Work to be completed.
Can you set down, exactly as they appear below, the lines from the opening of the material through the one bearing "number; $weight?: number;", minus the pictures?

/---

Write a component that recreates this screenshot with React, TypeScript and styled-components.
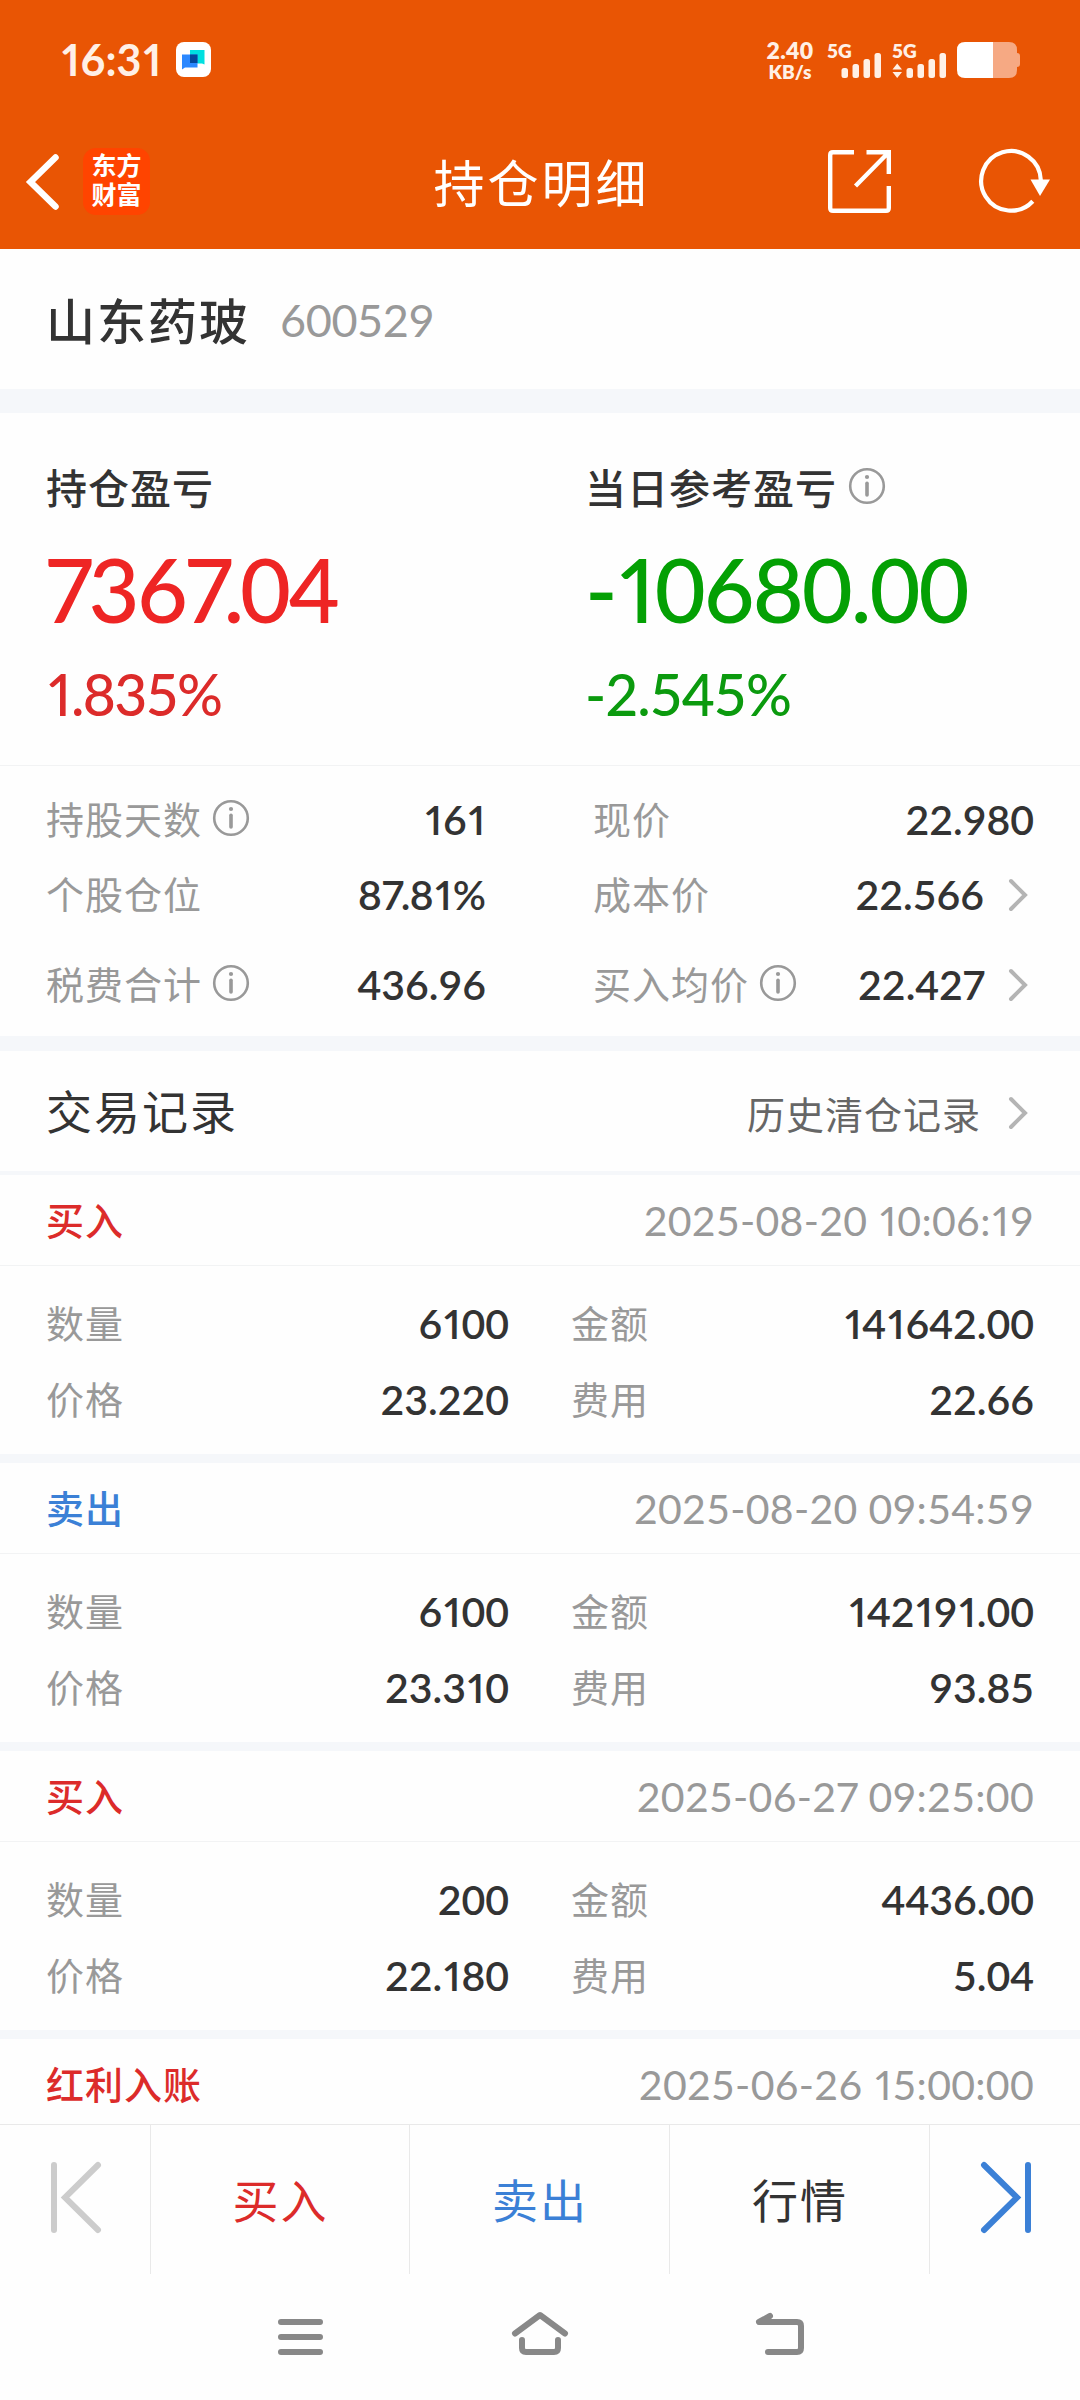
import React from "react";
import styled, { createGlobalStyle } from "styled-components";

const GlobalStyle = createGlobalStyle`
  * { box-sizing: border-box; }
  html, body { margin: 0; padding: 0; }
  body { background: #fefefe; }
`;

const cjk = `"Noto Sans CJK SC", sans-serif`;
const latin = `Lato, "Noto Sans CJK SC", sans-serif`;

const Screen = styled.div`
  width: 1080px;
  height: 2400px;
  display: flex;
  flex-direction: column;
  overflow: hidden;
  background: #fefefe;
  color: #333;
  font-family: ${cjk};
  line-height: 1;
`;

const Icon = styled.svg`
  display: block;
  flex: none;
  overflow: visible;
`;

type NumStyle = { $size: number; $weight?: number; $gap?: number; $color?: string };

const NumText = styled.span<NumStyle>`
  font-family: ${latin};
  font-size: ${(p) => p.$size}px;
  font-weight: ${(p) => p.$weight ?? 400};
  letter-spacing: ${(p) => p.$gap ?? 0}px;
  color: ${(p) => p.$color ?? "inherit"};
  line-height: 1;
  white-space: nowrap;
`;

/* one and seven keep their own narrow width, the other digits are tabular */
const One = styled.span`
  font-feature-settings: "pnum" 1;
  margin: 0 0.02em 0 0.045em;
`;

const Seven = styled.span`
  font-feature-settings: "pnum" 1;
  margin-right: -0.02em;
`;

const Num = ({ children, ...rest }: NumStyle & { children: string }) => (
  <NumText {...rest}>
    {children.split(/(1|7\.?)/).map((part, i) => {
      if (part === "1") return <One key={i}>{part}</One>;
      if (part.startsWith("7")) return <Seven key={i}>{part}</Seven>;
      return part;
    })}
  </NumText>
);

/* ---------- header ---------- */

const Top = styled.header`
  height: 249px;
  flex: none;
  background: #e95504;
  color: #fff;
`;

const StatusBar = styled.div`
  height: 119px;
  padding: 0 59px 0 60px;
  display: flex;
  align-items: center;
  justify-content: space-between;
`;

const StatusGroup = styled.div`
  display: flex;
  align-items: center;
`;

const Clock = styled.div`
  width: 116px;
  padding-bottom: 1px;
  color: #fff0e6;
`;

const Speed = styled.div`
  width: 52px;
  margin-right: 11px;
  display: flex;
  flex-direction: column;
  align-items: center;
  color: #fff0e6;
`;

const SignalBox = styled.div`
  width: 65px;
  height: 38px;
  color: #fff0e6;
  display: grid;
  & > * { grid-area: 1 / 1; }
`;

const NavBar = styled.div`
  height: 125px;
  padding: 0 28px 0 26px;
  display: grid;
  grid-template-columns: 1fr auto 1fr;
  align-items: center;
`;

const NavSide = styled.div<{ $end?: boolean }>`
  display: flex;
  align-items: center;
  gap: ${(p) => (p.$end ? 88 : 23)}px;
  justify-content: ${(p) => (p.$end ? "flex-end" : "flex-start")};
`;

const Logo = styled.div`
  width: 67px;
  height: 67px;
  border-radius: 13px;
  background: #ff4400;
  font-family: "Liberation Sans", "Noto Sans CJK SC", sans-serif;
  font-size: 25px;
  font-weight: 700;
  line-height: 29px;
  text-align: center;
  padding-top: 4px;
`;

const Title = styled.h1`
  margin: 0;
  padding: 0 0 2px 5px;
  font-size: 51px;
  font-weight: 400;
  letter-spacing: 3px;
  line-height: 60px;
`;

/* ---------- summary ---------- */

const Band = styled.div<{ $h: number }>`
  flex: none;
  height: ${(p) => p.$h}px;
  background: #f5f7fa;
`;

const StockRow = styled.section`
  flex: none;
  height: 140px;
  padding: 0 46px;
  display: flex;
  align-items: center;
  gap: 30px;
`;

const StockName = styled.h2`
  margin: 0;
  padding-bottom: 1px;
  font-size: 49px;
  font-weight: 500;
  letter-spacing: 2px;
`;

const StockCode = styled.div`
  padding-top: 2px;
  color: #999;
`;

const Profit = styled.section`
  flex: none;
  height: 353px;
  padding: 46px 46px 0;
  display: grid;
  grid-template-columns: 539px 1fr;
  border-bottom: 1px solid #f2f3f4;
`;

const ProfitCol = styled.div`
  display: flex;
  flex-direction: column;
`;

const ProfitLabel = styled.div`
  height: 54px;
  display: flex;
  align-items: center;
  gap: 12px;
  font-size: 41px;
  font-weight: 500;
  letter-spacing: 1px;
`;

const ProfitBig = styled.div<{ $color: string }>`
  height: 151px;
  display: flex;
  align-items: center;
  color: ${(p) => p.$color};
`;

const ProfitPct = styled.div<{ $color: string }>`
  height: 60px;
  display: flex;
  align-items: center;
  color: ${(p) => p.$color};
`;

const Facts = styled.section`
  flex: none;
  height: 270px;
  padding: 16px 46px 0;
  display: grid;
  grid-template-columns: 440px 441px;
  grid-template-rows: 75px 75px 105px;
  column-gap: 107px;
`;

const Fact = styled.div`
  display: flex;
  align-items: center;
  justify-content: space-between;
`;

const FactName = styled.div`
  padding-bottom: 3px;
  display: flex;
  align-items: center;
  gap: 11px;
  font-size: 38px;
  letter-spacing: 1px;
  color: #999;
`;

const FactValue = styled.div`
  display: flex;
  align-items: center;
  gap: 25px;
  & > svg { margin-right: 7px; }
`;

/* ---------- records ---------- */

const RecordsHead = styled.section`
  flex: none;
  height: 120px;
  padding: 3px 53px 0 46px;
  display: flex;
  align-items: center;
  justify-content: space-between;
`;

const RecordsTitle = styled.h2`
  margin: 0;
  padding-bottom: 7px;
  font-size: 46px;
  font-weight: 400;
  letter-spacing: 2px;
`;

const HistoryLink = styled.div`
  display: flex;
  align-items: center;
  gap: 28px;
  font-size: 38px;
  letter-spacing: 1px;
  color: #666;
`;

const List = styled.section`
  flex: 1;
  min-height: 0;
  overflow: hidden;
`;

const RecordHead = styled.div`
  height: 91px;
  padding: 0 46px;
  display: flex;
  align-items: center;
  justify-content: space-between;
  border-bottom: 1px solid #f2f3f4;
`;

const Kind = styled.span<{ $color: string }>`
  padding-bottom: 2px;
  font-size: 38px;
  font-weight: 500;
  letter-spacing: 1px;
  color: ${(p) => p.$color};
`;

const RecordBody = styled.div`
  height: 188px;
  padding: 19px 46px 0;
  display: grid;
  grid-template-columns: 463px 463px;
  grid-auto-rows: 76px;
  column-gap: 62px;
`;

/* ---------- bottom ---------- */

const ActionBar = styled.footer`
  flex: none;
  height: 150px;
  display: grid;
  grid-template-columns: 150px 259px 260px 260px 151px;
  border-top: 1px solid #e9e9e9;
`;

const Action = styled.div<{ $color?: string }>`
  display: flex;
  align-items: center;
  justify-content: center;
  padding: 0 0 4px 1px;
  font-size: 46px;
  letter-spacing: 2px;
  color: ${(p) => p.$color ?? "#333"};
  & + & { border-left: 1px solid #e9e9e9; }
`;

const SystemNav = styled.nav`
  flex: none;
  height: 126px;
  padding-bottom: 6px;
  display: grid;
  grid-template-columns: repeat(3, 240px);
  justify-content: center;
  align-items: center;
  justify-items: center;
`;

const Info = () => (
  <Icon width="36" height="36" viewBox="0 0 36 36" fill="none" stroke="#999">
    <circle cx="18" cy="18" r="16.8" strokeWidth="2.6" />
    <path d="M18 15.2V27" strokeWidth="3.6" strokeLinecap="round" />
    <circle cx="18" cy="9" r="2.1" fill="#999" stroke="none" />
  </Icon>
);

const Chevron = () => (
  <Icon width="18" height="32" viewBox="0 0 18 32" fill="none" stroke="#b4b4b4" strokeWidth="4" strokeLinecap="round">
    <path d="M2 2L16 16L2 30" />
  </Icon>
);

const Signal = ({ data }: { data?: boolean }) => (
  <SignalBox>
    <Num $size={19} $weight={800}>5G</Num>
    <Icon width="63" height="38" viewBox="0 0 63 38" fill="currentColor">
      {data && <path d="M5.2 22.5L10 28.5H0.5ZM5.2 37L0.5 31H10Z" />}
      <rect x="14.5" y="27" width="6.5" height="10" rx="2.5" />
      <rect x="25.5" y="23" width="6.5" height="14" rx="2.5" />
      <rect x="36.5" y="18" width="6.5" height="19" rx="2.5" />
      <rect x="47.5" y="12" width="6.5" height="25" rx="2.5" />
    </Icon>
  </SignalBox>
);

type FactItem = { name: string; value: string; info?: boolean; link?: boolean };

const facts: FactItem[] = [
  { name: "持股天数", value: "161", info: true },
  { name: "现价", value: "22.980" },
  { name: "个股仓位", value: "87.81%" },
  { name: "成本价", value: "22.566", link: true },
  { name: "税费合计", value: "436.96", info: true },
  { name: "买入均价", value: "22.427", info: true, link: true },
];

const RED = "#dc2b2a";
const BLUE = "#3b80d6";

const records = [
  { kind: "买入", color: RED, time: "2025-08-20 10:06:19", qty: "6100", amount: "141642.00", price: "23.220", fee: "22.66" },
  { kind: "卖出", color: BLUE, time: "2025-08-20 09:54:59", qty: "6100", amount: "142191.00", price: "23.310", fee: "93.85" },
  { kind: "买入", color: RED, time: "2025-06-27 09:25:00", qty: "200", amount: "4436.00", price: "22.180", fee: "5.04" },
  { kind: "红利入账", color: RED, time: "2025-06-26 15:00:00" },
];

const FactRow = ({ name, value, info, link }: FactItem) => (
  <Fact>
    <FactName>
      {name}
      {info && <Info />}
    </FactName>
    <FactValue>
      <Num $size={41} $weight={600}>{value}</Num>
      {link && <Chevron />}
    </FactValue>
  </Fact>
);

export default function App() {
  return (
    <Screen>
      <GlobalStyle />
      <Top>
        <StatusBar>
          <StatusGroup>
            <Clock><Num $size={43} $weight={700}>16:31</Num></Clock>
            <Icon width="35" height="35" viewBox="0 0 35 35">
              <rect width="35" height="35" rx="8" fill="#fff" />
              <path d="M14 8H28.5V22.5L26 21.5H14Z" fill="#00dfe0" />
              <path d="M6 12.5H21.5V25.5H9L6 27.5Z" fill="#2b88ff" />
              <rect x="14" y="12.5" width="7.5" height="8.5" fill="#04479a" />
            </Icon>
          </StatusGroup>
          <StatusGroup>
            <Speed>
              <Num $size={23} $weight={800} $gap={0.4}>2.40</Num>
              <Num $size={19} $weight={800}>KB/s</Num>
            </Speed>
            <Signal />
            <Signal data />
            <Icon width="64" height="36" viewBox="0 0 64 36">
              <path d="M36 0H52Q60 0 60 8V11Q63 11 63 14V22Q63 25 60 25V28Q60 36 52 36H36Z" fill="#f6a983" />
              <path d="M8 0H36V36H8Q0 36 0 28V8Q0 0 8 0Z" fill="#fff" />
            </Icon>
          </StatusGroup>
        </StatusBar>
        <NavBar>
          <NavSide>
            <Icon width="34" height="56" viewBox="0 0 34 56" fill="none" stroke="#fff" strokeWidth="6.5" strokeLinecap="round">
              <path d="M29.5 3.5L4.5 28L29.5 52.5" />
            </Icon>
            <Logo>东方<br />财富</Logo>
          </NavSide>
          <Title>持仓明细</Title>
          <NavSide $end>
            <Icon width="63" height="63" viewBox="0 0 63 63" fill="none" stroke="#fff" strokeWidth="4.4">
              <path d="M26 2.2H5Q2.2 2.2 2.2 5V58Q2.2 60.8 5 60.8H58Q60.8 60.8 60.8 58V36" />
              <path d="M38.5 2.2H60.8V24M60 3L27.5 36" />
            </Icon>
            <Icon width="73" height="64" viewBox="0 0 73 64" fill="none" stroke="#fff" strokeWidth="4.2">
              <path d="M53.8 51.2A29.8 29.8 0 1 1 61.8 30" />
              <path d="M51.5 29.5H71L61 46Z" fill="#fff" stroke="none" />
            </Icon>
          </NavSide>
        </NavBar>
      </Top>

      <StockRow>
        <StockName>山东药玻</StockName>
        <StockCode><Num $size={45} $gap={-0.4}>600529</Num></StockCode>
      </StockRow>
      <Band $h={24} />

      <Profit>
        <ProfitCol>
          <ProfitLabel>持仓盈亏</ProfitLabel>
          <ProfitBig $color="#ee2524"><Num $size={88} $weight={500} $gap={-2.5}>7367.04</Num></ProfitBig>
          <ProfitPct $color="#dc2b2a"><Num $size={57} $weight={500} $gap={-1.6}>1.835%</Num></ProfitPct>
        </ProfitCol>
        <ProfitCol>
          <ProfitLabel>当日参考盈亏<Info /></ProfitLabel>
          <ProfitBig $color="#04a004"><Num $size={88} $weight={500} $gap={-2}>-10680.00</Num></ProfitBig>
          <ProfitPct $color="#0b9a0e"><Num $size={57} $weight={500} $gap={-1}>-2.545%</Num></ProfitPct>
        </ProfitCol>
      </Profit>

      <Facts>
        {facts.map((f) => <FactRow key={f.name} {...f} />)}
      </Facts>
      <Band $h={15} />

      <RecordsHead>
        <RecordsTitle>交易记录</RecordsTitle>
        <HistoryLink>历史清仓记录<Chevron /></HistoryLink>
      </RecordsHead>
      <Band $h={4} />

      <List>
        {records.map((r) => (
          <React.Fragment key={r.time}>
            <RecordHead>
              <Kind $color={r.color}>{r.kind}</Kind>
              <Num $size={41} $gap={0.3} $color="#999">{r.time}</Num>
            </RecordHead>
            {r.qty && (
              <>
                <RecordBody>
                  <FactRow name="数量" value={r.qty} />
                  <FactRow name="金额" value={r.amount!} />
                  <FactRow name="价格" value={r.price!} />
                  <FactRow name="费用" value={r.fee!} />
                </RecordBody>
                <Band $h={9} />
              </>
            )}
          </React.Fragment>
        ))}
      </List>

      <ActionBar>
        <Action>
          <Icon width="50" height="71" viewBox="0 0 50 71" fill="none" stroke="#ccc" strokeWidth="6" strokeLinecap="round">
            <path d="M3 3V68M47 3L14 35.5L47 68" />
          </Icon>
        </Action>
        <Action $color={RED}>买入</Action>
        <Action $color={BLUE}>卖出</Action>
        <Action>行情</Action>
        <Action>
          <Icon width="50" height="71" viewBox="0 0 50 71" fill="none" stroke={BLUE} strokeWidth="6" strokeLinecap="round">
            <path d="M47 3V68M3 3L36 35.5L3 68" />
          </Icon>
        </Action>
      </ActionBar>
      <SystemNav>
        <Icon width="45" height="42" viewBox="0 0 45 42" fill="none" stroke="#888" strokeWidth="6" strokeLinecap="round">
          <path d="M3 9H42M3 24H42M3 39H42" />
        </Icon>
        <Icon width="56" height="42" viewBox="0 0 56 42" fill="none" stroke="#888" strokeWidth="6" strokeLinecap="round" strokeLinejoin="round">
          <path d="M3 20.5L28 2L53 20.5M10 27V35Q10 39 14 39H42Q46 39 46 35V27" />
        </Icon>
        <Icon width="48" height="42" viewBox="0 0 48 42" fill="none" stroke="#888" strokeWidth="6" strokeLinecap="round" strokeLinejoin="round">
          <path d="M14 3L3 9H41Q45 9 45 13V35Q45 39 41 39H12" />
        </Icon>
      </SystemNav>
    </Screen>
  );
}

\---

Reply to the exercise.
Write a component that recreates this screenshot with React, TypeScript and styled-components.
import React from "react";
import styled, { createGlobalStyle } from "styled-components";

const GlobalStyle = createGlobalStyle`
  * { box-sizing: border-box; }
  html, body { margin: 0; padding: 0; }
  body { background: #fefefe; }
`;

const cjk = `"Noto Sans CJK SC", sans-serif`;
const latin = `Lato, "Noto Sans CJK SC", sans-serif`;

const Screen = styled.div`
  width: 1080px;
  height: 2400px;
  display: flex;
  flex-direction: column;
  overflow: hidden;
  background: #fefefe;
  color: #333;
  font-family: ${cjk};
  line-height: 1;
`;

const Icon = styled.svg`
  display: block;
  flex: none;
  overflow: visible;
`;

type NumStyle = { $size: number; $weight?: number; $gap?: number; $color?: string };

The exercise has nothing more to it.